Personal information
- Full name: Thomas Frederick Charles Harvey
- Born: 4 February 1980 (age 46) Chatham, Kent, England
- Batting: Left-handed
- Bowling: Right-arm off break

Domestic team information
- 2002: Kent Cricket Board
- 2004: Cambridge UCCE
- 2004–2010: Cambridgeshire

Career statistics
| Competition | First-class |
| Matches | 1 |
| Runs scored | 21 |
| Batting average | 21.00 |
| 100s/50s | –/– |
| Top score | 21 |
| Balls bowled | 222 |
| Wickets | 4 |
| Bowling average | 27.50 |
| 5 wickets in innings | – |
| 10 wickets in match | – |
| Best bowling | 3/43 |
| Catches/stumpings | –/– |
- Source: Cricinfo, 20 July 2019

= Tom Harvey (cricketer) =

English cricketer (born 1980)

Thomas Frederick Charles Harvey (born 4 February 1980) is an English former first-class cricketer.

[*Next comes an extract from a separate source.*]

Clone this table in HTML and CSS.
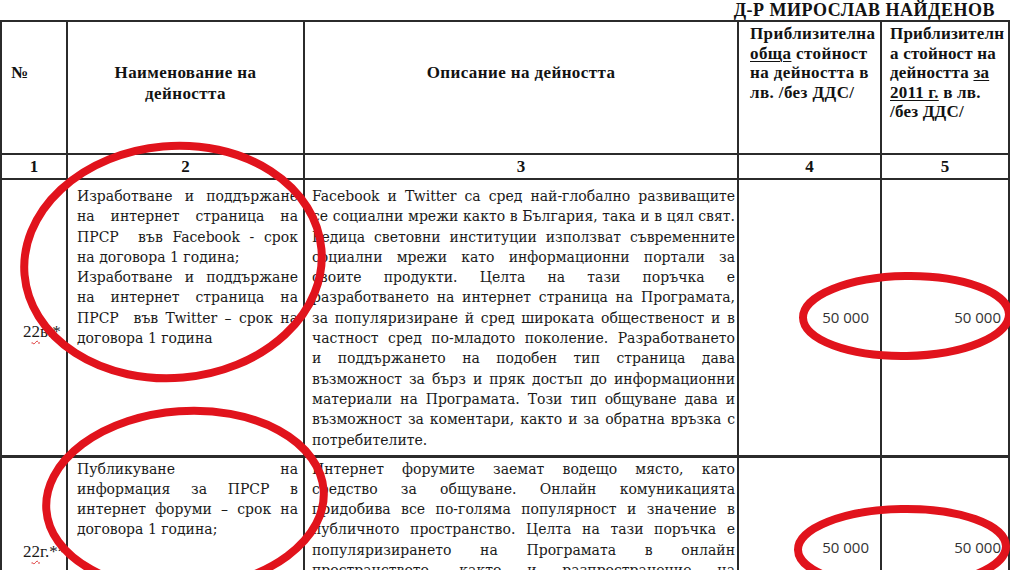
FILE: index.html
```html
<!DOCTYPE html>
<html lang="bg">
<head>
<meta charset="utf-8">
<title>Дейности – ПРСР</title>
<link rel="stylesheet" href="styles.css">
</head>
<body>
<div class="page">
  <div class="signer">Д-Р МИРОСЛАВ НАЙДЕНОВ</div>
  <table class="doc">
    <colgroup>
      <col class="c1"><col class="c2"><col class="c3"><col class="c4"><col class="c5">
    </colgroup>
    <tr class="head">
      <th class="hm left">№</th>
      <th class="hm">Наименование на<br>дейността</th>
      <th class="hm">Описание на дейността</th>
      <th class="ht h4">Приблизителна<br><u>обща</u> стойност<br>на дейността в<br>лв. /без ДДС/</th>
      <th class="ht h5">Приблизителн<br>а стойност на<br>дейността <u>за</u><br><u>2011 г.</u> в лв.<br>/без ДДС/</th>
    </tr>
    <tr class="nums">
      <th>1</th><th>2</th><th>3</th><th>4</th><th>5</th>
    </tr>
    <tr class="row r1">
      <td class="no">2<span class="sp">2</span>в.*</td>
      <td class="name">
        <span class="ln">Изработване и поддържане</span>
        <span class="ln">на интернет страница на</span>
        <span class="ln">ПРСР &nbsp;във Facebook - срок</span>
        <span class="ln end">на договора 1 година;</span>
        <span class="ln">Изработване и поддържане</span>
        <span class="ln">на интернет страница на</span>
        <span class="ln">ПРСР &nbsp;във Twitter – срок на</span>
        <span class="ln end">договора 1 година</span>
      </td>
      <td class="desc">
        <span class="ln">Facebook и Twitter са сред най-глобално развиващите</span>
        <span class="ln">се социални мрежи както в България, така и в цял свят.</span>
        <span class="ln">Редица световни институции използват съвременните</span>
        <span class="ln">социални мрежи като информационни портали за</span>
        <span class="ln">своите продукти. Целта на тази поръчка е</span>
        <span class="ln">разработването на интернет страница на Програмата,</span>
        <span class="ln">за популяризиране й сред широката общественост и в</span>
        <span class="ln">частност сред по-младото поколение. Разработването</span>
        <span class="ln">и поддържането на подобен тип страница дава</span>
        <span class="ln">възможност за бърз и пряк достъп до информационни</span>
        <span class="ln">материали на Програмата. Този тип общуване дава и</span>
        <span class="ln">възможност за коментари, както и за обратна връзка с</span>
        <span class="ln end">потребителите.</span>
      </td>
      <td class="sum s4">50 000</td>
      <td class="sum s5">50 000</td>
    </tr>
    <tr class="row r2">
      <td class="no">2<span class="sp">2</span>г.**</td>
      <td class="name">
        <span class="ln">Публикуване на</span>
        <span class="ln">информация за ПРСР в</span>
        <span class="ln">интернет форуми – срок на</span>
        <span class="ln end">договора 1 година;</span>
      </td>
      <td class="desc">
        <span class="ln">Интернет форумите заемат водещо място, като</span>
        <span class="ln">средство за общуване. Онлайн комуникацията</span>
        <span class="ln">придобива все по-голяма популярност и значение в</span>
        <span class="ln">публичното пространство. Целта на тази поръчка е</span>
        <span class="ln">популяризирането на Програмата в онлайн</span>
        <span class="ln">пространството, както и разпространение на</span>
      </td>
      <td class="sum s4">50 000</td>
      <td class="sum s5">50 000</td>
    </tr>
  </table>

  <svg class="marks" width="1010" height="570" viewBox="0 0 1010 570" aria-hidden="true">
    <g fill="none" stroke="#e1131c" stroke-width="8">
      <ellipse cx="173" cy="262" rx="149" ry="116" transform="rotate(-5 173 262)"/>
      <ellipse cx="185" cy="500" rx="139" ry="89" transform="rotate(-4 185 500)"/>
      <ellipse cx="906" cy="316" rx="103" ry="40" transform="rotate(-1 906 316)"/>
      <ellipse cx="902" cy="548" rx="104" ry="39" transform="rotate(-1 902 548)"/>
    </g>
  </svg>
</div>
</body>
</html>
```

FILE: styles.css
```css
html, body {
  margin: 0;
  padding: 0;
  overflow: hidden;
  background: #fff;
}

.page {
  position: relative;
  width: 1010px;
  height: 570px;
  overflow: hidden;
  font-family: "Liberation Serif", "Times New Roman", serif;
  color: #121212;
}

.signer {
  box-sizing: border-box;
  height: 20px;
  padding: 1px 15px 0 0;
  line-height: 18px;
  text-align: right;
  font-weight: bold;
  font-size: 18px;
  letter-spacing: 0.5px;
  white-space: nowrap;
}

.doc {
  border-collapse: collapse;
  table-layout: fixed;
  width: 1009px;
}

.doc th,
.doc td {
  border: 2px solid #2b2b2b;
  padding: 0;
}

.c1 { width: 66px; }
.c2 { width: 237px; }
.c3 { width: 434px; }
.c4 { width: 143px; }
.c5 { width: 128px; }

.head { height: 133px; }

.head th {
  font-size: 17px;
  font-weight: bold;
  letter-spacing: 0.4px;
  vertical-align: top;
  white-space: nowrap;
}

.hm {
  text-align: center;
  line-height: 21px;
  padding-top: 40px !important;
}

.hm.left {
  text-align: left;
  padding-left: 9px !important;
}

.ht {
  text-align: left;
  line-height: 19.5px;
  padding-top: 2px !important;
}

.h4 { padding-left: 11px !important; }
.h5 { padding-left: 8px !important; letter-spacing: 0.2px !important; }

.ht u {
  text-decoration-thickness: 1px;
  text-underline-offset: 2px;
}

.nums { height: 25px; }

.nums th {
  font-size: 17px;
  font-weight: bold;
  text-align: center;
  vertical-align: middle;
}

.row td {
  font-family: "DejaVu Serif", "Liberation Serif", serif;
  font-size: 14px;
  line-height: 20.3px;
  color: #1a1a1a;
}

.r1 { height: 277px; }
.r2 td { border-top-width: 3px; }

.row .no {
  font-family: "Liberation Serif", serif;
  font-size: 17px;
  padding-left: 21px !important;
  vertical-align: top;
}

.r1 .no { padding-top: 142px !important; }
.r2 .no { padding-top: 84px !important; }

.sp {
  text-decoration: underline wavy #d33;
  text-decoration-thickness: 1px;
  text-underline-offset: 3px;
}

.name {
  vertical-align: top;
  padding: 6px 5px 0 9px !important;
}

.desc {
  vertical-align: top;
  padding: 6px 2px 0 7px !important;
}

.r2 .name,
.r2 .desc {
  padding-top: 1px !important;
}

.ln {
  display: block;
  text-align: justify;
  text-align-last: justify;
}

.ln.end {
  text-align-last: left;
}

.row .sum {
  font-family: "Open Sans", "Noto Sans", sans-serif;
  font-size: 15px;
  color: #333;
  text-align: right;
  vertical-align: middle;
}

.s4 { padding-right: 11px !important; }
.s5 { padding-right: 7px !important; }

.r2 .sum {
  vertical-align: top;
  padding-top: 79px !important;
}

.marks {
  position: absolute;
  left: 0;
  top: 0;
  pointer-events: none;
}
```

Harvey was born in February 1980 at Chatham, Kent. He played for the Kent Cricket Board in the 2002 MCCA Knockout Trophy. While studying at university in Cambridge, Harvey made a single appearance in first-class cricket for Cambridge UCCE against Middlesex at Fenner's in 2004. He took four wickets in the match with his right-arm off break bowling, while with the bat he was dismissed by Ed Joyce in the Cambridge UCCE first-innings for 21 runs. He also played minor counties cricket for Cambridgeshire from 2004-10, making nineteen appearances in the Minor Counties Championship and thirteen appearances in the MCCA Knockout Trophy.